• _Records with interface code_
•••••

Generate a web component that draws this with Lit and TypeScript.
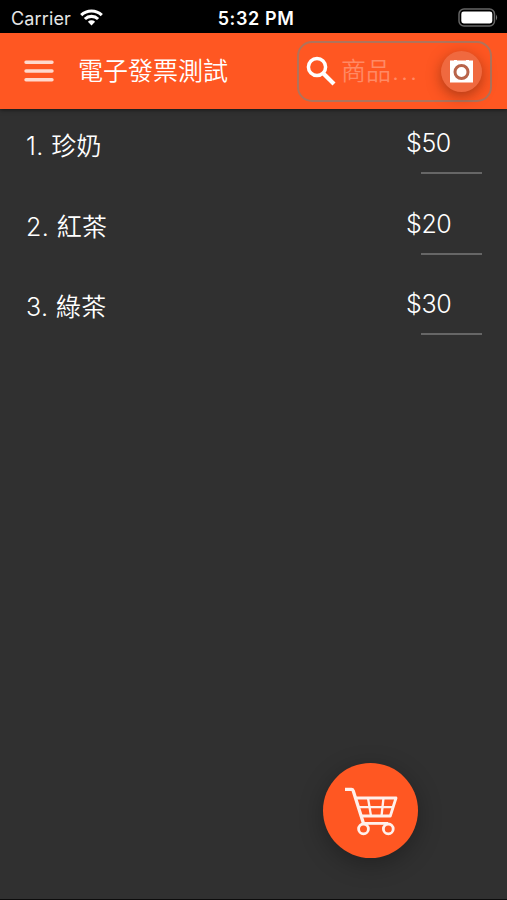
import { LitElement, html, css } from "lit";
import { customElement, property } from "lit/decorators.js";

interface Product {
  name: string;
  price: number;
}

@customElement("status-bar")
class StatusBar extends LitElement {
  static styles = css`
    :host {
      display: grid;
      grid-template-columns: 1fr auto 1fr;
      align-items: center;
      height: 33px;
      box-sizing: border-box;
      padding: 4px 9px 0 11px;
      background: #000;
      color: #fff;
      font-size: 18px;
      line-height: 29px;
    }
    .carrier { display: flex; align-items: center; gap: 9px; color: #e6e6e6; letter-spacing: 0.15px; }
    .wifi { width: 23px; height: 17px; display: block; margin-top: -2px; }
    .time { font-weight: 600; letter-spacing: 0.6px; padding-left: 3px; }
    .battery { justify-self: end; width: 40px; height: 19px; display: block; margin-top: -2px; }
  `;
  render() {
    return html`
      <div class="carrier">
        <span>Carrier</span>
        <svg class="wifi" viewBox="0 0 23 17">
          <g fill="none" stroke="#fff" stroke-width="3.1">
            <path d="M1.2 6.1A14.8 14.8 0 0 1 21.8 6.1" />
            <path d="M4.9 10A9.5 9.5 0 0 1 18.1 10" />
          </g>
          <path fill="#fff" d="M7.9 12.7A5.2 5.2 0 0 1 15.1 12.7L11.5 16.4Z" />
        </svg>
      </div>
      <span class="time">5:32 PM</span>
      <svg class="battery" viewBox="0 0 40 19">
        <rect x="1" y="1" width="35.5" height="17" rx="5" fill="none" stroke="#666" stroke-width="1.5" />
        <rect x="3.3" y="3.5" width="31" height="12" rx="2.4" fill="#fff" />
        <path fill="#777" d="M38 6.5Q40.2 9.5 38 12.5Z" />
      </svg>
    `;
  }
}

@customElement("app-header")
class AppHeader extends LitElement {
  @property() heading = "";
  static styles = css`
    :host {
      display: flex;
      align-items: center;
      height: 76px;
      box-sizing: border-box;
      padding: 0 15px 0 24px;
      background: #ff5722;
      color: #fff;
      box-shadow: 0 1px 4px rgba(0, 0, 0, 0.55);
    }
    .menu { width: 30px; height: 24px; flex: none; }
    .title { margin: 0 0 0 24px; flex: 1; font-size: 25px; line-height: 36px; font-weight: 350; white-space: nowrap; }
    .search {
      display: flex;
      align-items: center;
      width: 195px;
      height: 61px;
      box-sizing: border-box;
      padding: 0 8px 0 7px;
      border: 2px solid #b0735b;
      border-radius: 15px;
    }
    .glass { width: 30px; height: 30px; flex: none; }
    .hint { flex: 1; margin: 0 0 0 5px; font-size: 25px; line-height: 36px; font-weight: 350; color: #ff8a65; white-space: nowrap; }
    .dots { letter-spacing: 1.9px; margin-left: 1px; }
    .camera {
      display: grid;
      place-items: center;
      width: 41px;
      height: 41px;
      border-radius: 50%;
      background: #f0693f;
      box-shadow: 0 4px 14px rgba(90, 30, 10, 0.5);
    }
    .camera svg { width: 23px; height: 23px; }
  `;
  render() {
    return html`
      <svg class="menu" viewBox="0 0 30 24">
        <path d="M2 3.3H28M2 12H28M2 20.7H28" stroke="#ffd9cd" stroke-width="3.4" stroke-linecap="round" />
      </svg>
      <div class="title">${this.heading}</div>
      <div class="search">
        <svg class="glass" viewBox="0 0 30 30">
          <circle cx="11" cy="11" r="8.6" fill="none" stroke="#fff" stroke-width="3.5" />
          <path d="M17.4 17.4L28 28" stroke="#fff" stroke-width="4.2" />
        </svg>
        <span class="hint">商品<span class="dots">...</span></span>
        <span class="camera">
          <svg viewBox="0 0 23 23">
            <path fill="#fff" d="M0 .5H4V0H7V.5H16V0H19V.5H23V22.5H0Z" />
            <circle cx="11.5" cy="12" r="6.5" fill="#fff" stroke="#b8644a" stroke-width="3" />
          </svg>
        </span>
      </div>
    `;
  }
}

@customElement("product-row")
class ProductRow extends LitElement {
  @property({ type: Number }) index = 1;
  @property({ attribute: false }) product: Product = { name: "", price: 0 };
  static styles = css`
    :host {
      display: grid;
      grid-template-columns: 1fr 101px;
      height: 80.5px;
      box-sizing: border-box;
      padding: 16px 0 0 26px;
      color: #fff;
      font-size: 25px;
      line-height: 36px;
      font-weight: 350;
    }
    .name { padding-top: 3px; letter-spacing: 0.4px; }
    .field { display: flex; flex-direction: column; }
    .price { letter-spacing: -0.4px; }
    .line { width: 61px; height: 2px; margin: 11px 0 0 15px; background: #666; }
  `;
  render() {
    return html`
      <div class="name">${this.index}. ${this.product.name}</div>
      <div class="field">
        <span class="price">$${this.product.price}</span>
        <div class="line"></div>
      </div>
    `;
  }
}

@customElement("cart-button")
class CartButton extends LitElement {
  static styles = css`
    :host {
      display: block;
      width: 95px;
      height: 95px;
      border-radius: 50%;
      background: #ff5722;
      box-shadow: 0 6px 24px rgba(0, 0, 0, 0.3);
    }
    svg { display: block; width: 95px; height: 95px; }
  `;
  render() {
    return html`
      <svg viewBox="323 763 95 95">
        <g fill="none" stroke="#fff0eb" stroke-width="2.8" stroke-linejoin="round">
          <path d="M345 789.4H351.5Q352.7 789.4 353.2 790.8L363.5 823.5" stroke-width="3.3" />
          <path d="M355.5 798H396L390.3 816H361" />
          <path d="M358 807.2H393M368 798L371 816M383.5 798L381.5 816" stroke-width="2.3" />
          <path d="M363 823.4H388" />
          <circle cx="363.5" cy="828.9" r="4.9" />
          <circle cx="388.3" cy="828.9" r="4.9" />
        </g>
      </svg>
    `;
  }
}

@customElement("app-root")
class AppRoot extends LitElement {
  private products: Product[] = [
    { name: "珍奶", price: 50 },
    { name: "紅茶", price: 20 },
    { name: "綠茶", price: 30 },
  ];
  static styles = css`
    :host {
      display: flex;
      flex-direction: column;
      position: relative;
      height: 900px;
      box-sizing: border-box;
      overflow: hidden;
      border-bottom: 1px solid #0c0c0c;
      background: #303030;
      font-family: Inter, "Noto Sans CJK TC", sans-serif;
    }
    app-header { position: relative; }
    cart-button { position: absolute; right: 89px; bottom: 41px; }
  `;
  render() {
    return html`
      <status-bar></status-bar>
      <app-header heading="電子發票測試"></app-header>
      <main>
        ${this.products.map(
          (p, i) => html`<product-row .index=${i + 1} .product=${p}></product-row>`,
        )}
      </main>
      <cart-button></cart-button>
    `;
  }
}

•••••

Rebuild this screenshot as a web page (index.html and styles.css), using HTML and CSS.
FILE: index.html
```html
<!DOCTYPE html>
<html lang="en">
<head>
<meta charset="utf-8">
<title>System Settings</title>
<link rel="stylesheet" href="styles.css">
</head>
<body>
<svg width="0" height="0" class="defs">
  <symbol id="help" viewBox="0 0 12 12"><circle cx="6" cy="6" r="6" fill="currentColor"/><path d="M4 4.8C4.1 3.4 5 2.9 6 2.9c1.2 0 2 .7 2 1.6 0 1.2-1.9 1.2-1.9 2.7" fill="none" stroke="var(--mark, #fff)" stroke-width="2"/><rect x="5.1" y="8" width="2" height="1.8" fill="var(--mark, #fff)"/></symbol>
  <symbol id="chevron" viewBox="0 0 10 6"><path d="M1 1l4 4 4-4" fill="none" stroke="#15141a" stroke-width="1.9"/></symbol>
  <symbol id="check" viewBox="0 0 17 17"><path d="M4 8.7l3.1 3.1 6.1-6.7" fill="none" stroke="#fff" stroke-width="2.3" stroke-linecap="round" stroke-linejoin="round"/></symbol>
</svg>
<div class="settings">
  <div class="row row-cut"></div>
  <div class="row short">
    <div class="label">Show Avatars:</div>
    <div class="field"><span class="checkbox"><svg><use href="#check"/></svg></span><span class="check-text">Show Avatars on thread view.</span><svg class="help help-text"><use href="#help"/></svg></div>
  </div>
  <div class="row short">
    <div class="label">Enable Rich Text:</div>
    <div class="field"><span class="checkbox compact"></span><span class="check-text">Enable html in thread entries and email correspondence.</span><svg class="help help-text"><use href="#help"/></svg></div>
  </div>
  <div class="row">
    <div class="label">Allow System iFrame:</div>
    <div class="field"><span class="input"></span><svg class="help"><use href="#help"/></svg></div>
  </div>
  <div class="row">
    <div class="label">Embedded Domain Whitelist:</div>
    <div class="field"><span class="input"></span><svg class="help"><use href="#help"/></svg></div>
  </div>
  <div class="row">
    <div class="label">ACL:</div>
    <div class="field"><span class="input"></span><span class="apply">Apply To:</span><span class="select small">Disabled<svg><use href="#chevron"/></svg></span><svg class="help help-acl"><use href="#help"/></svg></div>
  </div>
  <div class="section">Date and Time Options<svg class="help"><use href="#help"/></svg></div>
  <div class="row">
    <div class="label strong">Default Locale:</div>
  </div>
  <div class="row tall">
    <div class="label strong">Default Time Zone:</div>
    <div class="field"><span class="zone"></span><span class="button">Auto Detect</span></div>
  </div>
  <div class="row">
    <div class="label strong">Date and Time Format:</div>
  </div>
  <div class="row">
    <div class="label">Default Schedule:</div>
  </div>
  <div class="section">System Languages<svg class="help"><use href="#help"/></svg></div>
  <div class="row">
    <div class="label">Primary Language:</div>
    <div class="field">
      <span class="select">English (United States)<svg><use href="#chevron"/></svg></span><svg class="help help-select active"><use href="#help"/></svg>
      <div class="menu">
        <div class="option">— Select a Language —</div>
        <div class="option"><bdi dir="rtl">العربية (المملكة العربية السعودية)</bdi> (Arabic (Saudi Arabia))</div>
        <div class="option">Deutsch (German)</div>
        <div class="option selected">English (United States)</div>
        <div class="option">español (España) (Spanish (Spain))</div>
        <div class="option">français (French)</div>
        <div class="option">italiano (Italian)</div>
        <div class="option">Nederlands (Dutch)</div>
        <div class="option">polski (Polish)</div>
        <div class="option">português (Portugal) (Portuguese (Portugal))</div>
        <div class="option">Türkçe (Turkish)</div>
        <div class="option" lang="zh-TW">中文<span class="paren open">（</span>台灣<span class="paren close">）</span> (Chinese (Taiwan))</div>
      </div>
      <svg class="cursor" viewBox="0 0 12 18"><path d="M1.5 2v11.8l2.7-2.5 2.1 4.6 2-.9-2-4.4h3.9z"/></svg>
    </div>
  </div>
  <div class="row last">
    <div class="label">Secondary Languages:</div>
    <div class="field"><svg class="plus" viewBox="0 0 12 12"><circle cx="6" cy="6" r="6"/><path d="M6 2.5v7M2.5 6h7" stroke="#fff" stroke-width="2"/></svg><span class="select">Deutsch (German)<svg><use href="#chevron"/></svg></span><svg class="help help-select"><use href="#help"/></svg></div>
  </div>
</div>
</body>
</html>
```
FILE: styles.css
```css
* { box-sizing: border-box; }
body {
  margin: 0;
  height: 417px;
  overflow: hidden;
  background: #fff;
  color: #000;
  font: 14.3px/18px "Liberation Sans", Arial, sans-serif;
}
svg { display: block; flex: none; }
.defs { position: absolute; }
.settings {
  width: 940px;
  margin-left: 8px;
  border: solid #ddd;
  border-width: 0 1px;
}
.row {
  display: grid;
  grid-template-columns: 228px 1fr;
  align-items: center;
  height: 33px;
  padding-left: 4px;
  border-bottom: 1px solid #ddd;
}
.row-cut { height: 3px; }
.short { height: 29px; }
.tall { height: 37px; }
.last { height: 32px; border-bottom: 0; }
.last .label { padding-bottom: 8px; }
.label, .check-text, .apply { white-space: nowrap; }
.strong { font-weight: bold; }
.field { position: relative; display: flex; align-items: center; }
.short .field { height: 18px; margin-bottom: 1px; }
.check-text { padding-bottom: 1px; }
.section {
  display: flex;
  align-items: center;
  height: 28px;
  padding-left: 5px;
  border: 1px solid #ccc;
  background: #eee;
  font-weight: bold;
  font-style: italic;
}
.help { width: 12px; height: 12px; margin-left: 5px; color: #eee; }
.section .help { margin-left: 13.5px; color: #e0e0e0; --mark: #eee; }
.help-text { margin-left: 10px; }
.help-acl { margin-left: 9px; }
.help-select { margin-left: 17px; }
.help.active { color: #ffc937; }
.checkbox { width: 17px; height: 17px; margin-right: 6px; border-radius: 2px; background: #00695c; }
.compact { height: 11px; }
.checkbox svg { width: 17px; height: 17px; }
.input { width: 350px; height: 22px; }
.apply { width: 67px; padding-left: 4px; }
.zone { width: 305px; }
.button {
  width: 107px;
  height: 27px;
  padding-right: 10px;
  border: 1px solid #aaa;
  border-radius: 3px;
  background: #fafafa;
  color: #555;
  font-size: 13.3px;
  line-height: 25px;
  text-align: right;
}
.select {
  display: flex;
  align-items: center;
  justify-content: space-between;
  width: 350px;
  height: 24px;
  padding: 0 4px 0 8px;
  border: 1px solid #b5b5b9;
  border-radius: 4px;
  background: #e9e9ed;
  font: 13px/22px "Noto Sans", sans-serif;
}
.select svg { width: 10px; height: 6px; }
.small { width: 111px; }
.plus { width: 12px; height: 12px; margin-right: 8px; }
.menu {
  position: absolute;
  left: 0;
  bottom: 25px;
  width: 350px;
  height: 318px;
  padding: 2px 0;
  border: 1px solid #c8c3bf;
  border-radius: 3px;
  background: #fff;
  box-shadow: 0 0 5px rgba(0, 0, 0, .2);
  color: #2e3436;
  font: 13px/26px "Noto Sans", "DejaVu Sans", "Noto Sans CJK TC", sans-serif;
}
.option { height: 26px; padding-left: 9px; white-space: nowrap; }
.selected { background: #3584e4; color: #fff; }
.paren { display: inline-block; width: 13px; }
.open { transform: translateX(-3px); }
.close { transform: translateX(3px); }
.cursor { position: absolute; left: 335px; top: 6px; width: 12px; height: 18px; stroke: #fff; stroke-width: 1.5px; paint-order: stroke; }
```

•••••

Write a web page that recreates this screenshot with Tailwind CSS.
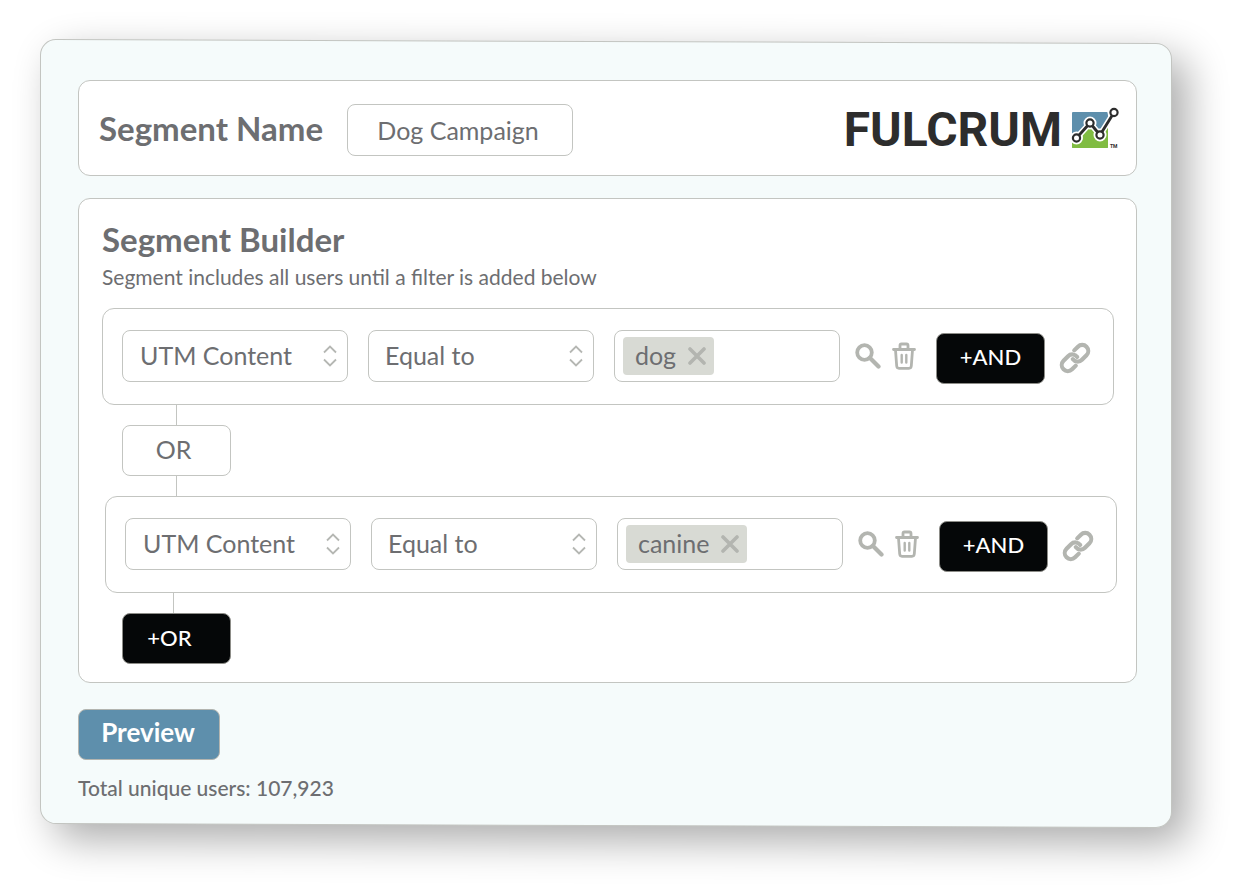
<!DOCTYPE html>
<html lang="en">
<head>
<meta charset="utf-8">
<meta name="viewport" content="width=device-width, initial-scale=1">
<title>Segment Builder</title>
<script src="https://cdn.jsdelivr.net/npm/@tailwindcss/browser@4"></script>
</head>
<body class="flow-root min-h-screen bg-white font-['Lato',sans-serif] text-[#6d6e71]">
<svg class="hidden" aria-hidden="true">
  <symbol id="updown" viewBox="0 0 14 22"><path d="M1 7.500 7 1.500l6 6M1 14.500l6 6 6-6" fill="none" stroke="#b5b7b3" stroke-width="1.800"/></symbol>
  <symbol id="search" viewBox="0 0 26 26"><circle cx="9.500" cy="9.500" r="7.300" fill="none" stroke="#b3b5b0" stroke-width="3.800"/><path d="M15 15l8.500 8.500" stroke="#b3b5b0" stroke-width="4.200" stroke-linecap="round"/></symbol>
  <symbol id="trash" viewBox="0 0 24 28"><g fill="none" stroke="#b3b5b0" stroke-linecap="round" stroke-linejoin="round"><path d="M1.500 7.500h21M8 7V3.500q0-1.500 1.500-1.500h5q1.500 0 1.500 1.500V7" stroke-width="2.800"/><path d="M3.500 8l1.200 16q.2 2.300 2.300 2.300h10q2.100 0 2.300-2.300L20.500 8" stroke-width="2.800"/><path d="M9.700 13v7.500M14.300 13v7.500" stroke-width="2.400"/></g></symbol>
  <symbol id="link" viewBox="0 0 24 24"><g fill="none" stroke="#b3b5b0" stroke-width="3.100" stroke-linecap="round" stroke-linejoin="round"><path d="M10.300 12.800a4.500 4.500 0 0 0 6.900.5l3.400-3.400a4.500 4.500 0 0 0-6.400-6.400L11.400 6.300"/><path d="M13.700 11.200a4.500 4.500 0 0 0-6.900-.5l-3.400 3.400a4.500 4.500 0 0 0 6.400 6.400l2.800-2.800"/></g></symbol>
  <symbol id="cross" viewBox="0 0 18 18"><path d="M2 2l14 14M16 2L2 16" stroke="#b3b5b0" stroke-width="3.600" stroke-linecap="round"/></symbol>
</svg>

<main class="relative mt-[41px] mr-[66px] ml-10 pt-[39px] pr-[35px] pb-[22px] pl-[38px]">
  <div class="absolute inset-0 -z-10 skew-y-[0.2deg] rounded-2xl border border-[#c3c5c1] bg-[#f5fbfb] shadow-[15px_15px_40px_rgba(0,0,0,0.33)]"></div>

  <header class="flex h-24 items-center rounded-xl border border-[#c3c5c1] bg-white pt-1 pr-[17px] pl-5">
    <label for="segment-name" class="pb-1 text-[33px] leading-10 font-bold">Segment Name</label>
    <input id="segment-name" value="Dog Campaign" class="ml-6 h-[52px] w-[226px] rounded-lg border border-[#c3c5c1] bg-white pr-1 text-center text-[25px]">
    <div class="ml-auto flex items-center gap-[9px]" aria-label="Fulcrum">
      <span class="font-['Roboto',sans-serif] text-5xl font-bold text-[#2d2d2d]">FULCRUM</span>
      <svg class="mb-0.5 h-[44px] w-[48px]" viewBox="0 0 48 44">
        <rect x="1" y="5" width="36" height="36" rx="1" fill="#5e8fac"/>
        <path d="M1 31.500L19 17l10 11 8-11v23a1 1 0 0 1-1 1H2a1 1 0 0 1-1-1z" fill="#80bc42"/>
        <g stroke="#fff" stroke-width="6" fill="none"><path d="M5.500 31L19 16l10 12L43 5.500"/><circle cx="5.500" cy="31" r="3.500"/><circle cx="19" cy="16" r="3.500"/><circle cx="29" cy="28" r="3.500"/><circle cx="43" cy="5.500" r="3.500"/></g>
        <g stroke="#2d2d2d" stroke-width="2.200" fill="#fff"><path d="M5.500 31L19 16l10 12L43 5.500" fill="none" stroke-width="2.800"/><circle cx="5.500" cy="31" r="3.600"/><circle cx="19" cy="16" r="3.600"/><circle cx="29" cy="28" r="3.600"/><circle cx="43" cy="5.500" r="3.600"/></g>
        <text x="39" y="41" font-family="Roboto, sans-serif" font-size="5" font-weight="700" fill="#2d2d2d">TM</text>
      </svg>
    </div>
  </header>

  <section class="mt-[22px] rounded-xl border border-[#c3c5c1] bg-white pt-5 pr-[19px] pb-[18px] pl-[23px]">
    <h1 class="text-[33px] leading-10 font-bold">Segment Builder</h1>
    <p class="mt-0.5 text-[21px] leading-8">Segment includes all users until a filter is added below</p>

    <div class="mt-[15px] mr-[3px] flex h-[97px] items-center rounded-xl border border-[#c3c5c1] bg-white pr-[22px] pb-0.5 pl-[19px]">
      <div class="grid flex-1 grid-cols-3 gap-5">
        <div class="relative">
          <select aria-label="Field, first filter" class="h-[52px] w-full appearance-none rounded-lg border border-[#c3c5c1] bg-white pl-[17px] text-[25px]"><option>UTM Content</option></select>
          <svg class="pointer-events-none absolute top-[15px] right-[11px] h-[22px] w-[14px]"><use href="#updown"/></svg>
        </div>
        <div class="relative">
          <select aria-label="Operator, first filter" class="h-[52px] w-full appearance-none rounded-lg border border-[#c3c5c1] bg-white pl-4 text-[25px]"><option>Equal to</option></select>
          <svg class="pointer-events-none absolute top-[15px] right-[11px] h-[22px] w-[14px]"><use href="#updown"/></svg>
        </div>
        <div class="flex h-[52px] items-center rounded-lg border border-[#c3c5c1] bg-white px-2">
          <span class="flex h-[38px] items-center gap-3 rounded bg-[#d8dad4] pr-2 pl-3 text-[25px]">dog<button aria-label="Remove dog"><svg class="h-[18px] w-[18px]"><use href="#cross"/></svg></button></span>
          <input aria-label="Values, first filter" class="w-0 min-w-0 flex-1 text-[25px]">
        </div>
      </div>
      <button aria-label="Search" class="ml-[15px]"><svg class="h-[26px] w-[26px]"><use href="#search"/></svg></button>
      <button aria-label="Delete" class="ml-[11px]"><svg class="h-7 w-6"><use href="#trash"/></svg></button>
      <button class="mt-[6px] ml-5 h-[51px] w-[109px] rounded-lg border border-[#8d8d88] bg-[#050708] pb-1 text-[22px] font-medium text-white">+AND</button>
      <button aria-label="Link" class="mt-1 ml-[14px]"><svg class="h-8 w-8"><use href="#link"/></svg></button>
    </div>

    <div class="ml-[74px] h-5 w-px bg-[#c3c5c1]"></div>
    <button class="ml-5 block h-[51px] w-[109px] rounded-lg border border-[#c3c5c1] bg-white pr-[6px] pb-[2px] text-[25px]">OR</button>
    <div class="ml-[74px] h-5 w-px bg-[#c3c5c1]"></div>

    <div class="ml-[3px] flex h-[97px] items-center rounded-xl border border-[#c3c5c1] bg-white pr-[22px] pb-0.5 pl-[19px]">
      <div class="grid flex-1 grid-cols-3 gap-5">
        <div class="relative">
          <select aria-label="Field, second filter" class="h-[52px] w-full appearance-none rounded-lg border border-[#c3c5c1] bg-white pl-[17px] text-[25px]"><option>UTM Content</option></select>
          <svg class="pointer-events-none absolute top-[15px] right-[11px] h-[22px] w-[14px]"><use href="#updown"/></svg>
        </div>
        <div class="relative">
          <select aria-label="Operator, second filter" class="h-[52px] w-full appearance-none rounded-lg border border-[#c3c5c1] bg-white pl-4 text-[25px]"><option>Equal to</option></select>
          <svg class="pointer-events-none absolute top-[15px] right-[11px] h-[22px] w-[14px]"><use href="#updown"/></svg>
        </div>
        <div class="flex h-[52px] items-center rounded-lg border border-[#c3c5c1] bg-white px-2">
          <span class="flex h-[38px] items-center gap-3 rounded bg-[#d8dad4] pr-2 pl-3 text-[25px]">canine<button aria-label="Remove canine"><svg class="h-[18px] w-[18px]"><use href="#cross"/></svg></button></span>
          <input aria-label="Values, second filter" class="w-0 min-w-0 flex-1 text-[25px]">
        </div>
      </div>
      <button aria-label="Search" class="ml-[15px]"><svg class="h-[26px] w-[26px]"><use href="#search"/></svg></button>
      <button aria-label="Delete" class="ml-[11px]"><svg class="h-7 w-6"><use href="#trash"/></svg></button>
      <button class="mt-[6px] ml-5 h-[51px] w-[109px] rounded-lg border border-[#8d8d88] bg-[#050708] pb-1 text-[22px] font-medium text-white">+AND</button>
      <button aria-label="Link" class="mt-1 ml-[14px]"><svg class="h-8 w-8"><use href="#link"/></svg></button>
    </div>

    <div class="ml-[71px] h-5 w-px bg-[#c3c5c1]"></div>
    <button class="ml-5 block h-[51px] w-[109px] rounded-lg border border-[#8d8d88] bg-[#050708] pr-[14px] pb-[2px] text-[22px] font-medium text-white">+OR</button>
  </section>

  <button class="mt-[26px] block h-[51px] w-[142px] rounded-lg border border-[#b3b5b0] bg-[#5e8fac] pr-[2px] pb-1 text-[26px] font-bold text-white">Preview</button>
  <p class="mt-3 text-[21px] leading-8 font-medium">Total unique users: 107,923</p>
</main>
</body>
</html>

•••••

• _Problem statement_
Nothing but the lines from the one containing "Write a web" through the one containing "inset-0 -z-10 skew-y-[0.2deg]" should appear in your copy, exactly as written and without pictures.

• _Full response_
Write a web page that recreates this screenshot with Tailwind CSS.
<!DOCTYPE html>
<html lang="en">
<head>
<meta charset="utf-8">
<meta name="viewport" content="width=device-width, initial-scale=1">
<title>Segment Builder</title>
<script src="https://cdn.jsdelivr.net/npm/@tailwindcss/browser@4"></script>
</head>
<body class="flow-root min-h-screen bg-white font-['Lato',sans-serif] text-[#6d6e71]">
<svg class="hidden" aria-hidden="true">
  <symbol id="updown" viewBox="0 0 14 22"><path d="M1 7.500 7 1.500l6 6M1 14.500l6 6 6-6" fill="none" stroke="#b5b7b3" stroke-width="1.800"/></symbol>
  <symbol id="search" viewBox="0 0 26 26"><circle cx="9.500" cy="9.500" r="7.300" fill="none" stroke="#b3b5b0" stroke-width="3.800"/><path d="M15 15l8.500 8.500" stroke="#b3b5b0" stroke-width="4.200" stroke-linecap="round"/></symbol>
  <symbol id="trash" viewBox="0 0 24 28"><g fill="none" stroke="#b3b5b0" stroke-linecap="round" stroke-linejoin="round"><path d="M1.500 7.500h21M8 7V3.500q0-1.500 1.500-1.500h5q1.500 0 1.500 1.500V7" stroke-width="2.800"/><path d="M3.500 8l1.200 16q.2 2.300 2.300 2.300h10q2.100 0 2.300-2.300L20.500 8" stroke-width="2.800"/><path d="M9.700 13v7.500M14.300 13v7.500" stroke-width="2.400"/></g></symbol>
  <symbol id="link" viewBox="0 0 24 24"><g fill="none" stroke="#b3b5b0" stroke-width="3.100" stroke-linecap="round" stroke-linejoin="round"><path d="M10.300 12.800a4.500 4.500 0 0 0 6.900.5l3.400-3.400a4.500 4.500 0 0 0-6.400-6.400L11.400 6.300"/><path d="M13.700 11.200a4.500 4.500 0 0 0-6.900-.5l-3.400 3.400a4.500 4.500 0 0 0 6.400 6.400l2.800-2.800"/></g></symbol>
  <symbol id="cross" viewBox="0 0 18 18"><path d="M2 2l14 14M16 2L2 16" stroke="#b3b5b0" stroke-width="3.600" stroke-linecap="round"/></symbol>
</svg>

<main class="relative mt-[41px] mr-[66px] ml-10 pt-[39px] pr-[35px] pb-[22px] pl-[38px]">
  <div class="absolute inset-0 -z-10 skew-y-[0.2deg] rounded-2xl border border-[#c3c5c1] bg-[#f5fbfb] shadow-[15px_15px_40px_rgba(0,0,0,0.33)]"></div>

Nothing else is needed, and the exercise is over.